Amsterdam TI Finance Research Seminars

Simona Sanfelici (University of Parma, Italy)
Wednesday, 13 September 2017

Motivated by empirical studies showing the patterns of volatility in financial time series, in the last decades many stochastic volatility models have been proposed.

The class of the stochastic volatility (SV) models was established with the focus on accounting for the well-known stylized facts of asset returns, such as time varying volatility, volatility clustering and leverage effect.
The multi-factor stochastic volatility (MFSV) models allow to take into account ”new” stylized facts observed in asset returns, such as stochastic skewness (Carr and Wu, 2007), stochastic leverage  (Veraart and Veraart, 2012), stochastic volatility of volatility (Barndorff-Nielsen and Veraart, 2009), and the existence of a time-varying risk premium (Bollerslev et al., 2009) and are very successful in the context of option pricing (Christoffersen et al., 2009).
Recent theoretical and empirical studies on volatility modeling have pointed out the existence of volatility feedback effects. Volatility feedback and leverage effects are related to the same phenomena: the leverage effect explains why a negative return causes an increase in the volatility and was first discussed in (Black, 1976) and (Christie, 1982); in contrast, the notion of volatility feedback effect is based on the argument that volatility is priced and an increase in the volatility raises the required return on the asset, which can only be produced by an immediate decline in the asset price as observed by (French et al., 1987). The volatility feedback rate is a second order quantity which is supposed to describe the facility for the market to absorb small perturbations and can be used to explain the irregular behavior and instability of financial markets.

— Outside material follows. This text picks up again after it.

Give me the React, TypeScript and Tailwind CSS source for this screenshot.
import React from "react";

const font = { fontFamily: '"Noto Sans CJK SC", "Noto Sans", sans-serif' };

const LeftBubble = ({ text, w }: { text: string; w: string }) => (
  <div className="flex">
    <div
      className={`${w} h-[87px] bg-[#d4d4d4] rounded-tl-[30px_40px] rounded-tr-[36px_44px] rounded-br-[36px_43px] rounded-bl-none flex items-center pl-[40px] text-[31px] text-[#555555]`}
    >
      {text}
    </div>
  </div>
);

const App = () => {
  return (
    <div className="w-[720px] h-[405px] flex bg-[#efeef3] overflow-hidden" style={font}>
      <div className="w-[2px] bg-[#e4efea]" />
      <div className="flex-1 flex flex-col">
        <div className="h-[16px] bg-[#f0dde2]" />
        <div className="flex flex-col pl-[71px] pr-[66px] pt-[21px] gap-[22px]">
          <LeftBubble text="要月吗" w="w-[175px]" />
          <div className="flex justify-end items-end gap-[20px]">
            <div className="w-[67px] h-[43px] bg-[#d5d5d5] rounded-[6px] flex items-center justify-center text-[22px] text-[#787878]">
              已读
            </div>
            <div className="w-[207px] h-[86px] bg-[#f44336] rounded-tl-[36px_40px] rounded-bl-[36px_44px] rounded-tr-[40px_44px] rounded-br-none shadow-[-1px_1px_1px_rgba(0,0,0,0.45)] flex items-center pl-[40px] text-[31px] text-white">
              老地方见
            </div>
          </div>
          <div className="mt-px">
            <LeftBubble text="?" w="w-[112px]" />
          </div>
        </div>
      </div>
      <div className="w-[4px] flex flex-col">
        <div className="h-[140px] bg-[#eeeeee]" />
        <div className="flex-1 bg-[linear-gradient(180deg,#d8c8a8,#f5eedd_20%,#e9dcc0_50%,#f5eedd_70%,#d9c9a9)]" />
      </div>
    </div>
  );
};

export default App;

Despite the ability of the MFSV models to describe the dynamics of the asset returns, such models are difficult to calibrate to market information and then oversimplified models are commonly used in quantitative analysis. The recent financial crises, however, highlight that we can no longer use simplified models and then we have to improve our statistical methodologies.
The seminar will focus on the estimation of stochastic volatility of volatility, stochastic leverage and volatility feedback effects using high frequency data. We propose a Fourier estimator that needs only to pre-estimate the Fourier coefficients of the volatility process from the observations of a (noisy) price process and does not require a preliminary estimation of the instantaneous volatility. In fact, in the Fourier methodology the computation of the Fourier coefficients of the unobservable instantaneous variance process from observed prices allows us to reconstruct the volatility process in the frequency domain and thus to handle this process as an observable variable, so that second order effects can be estimated.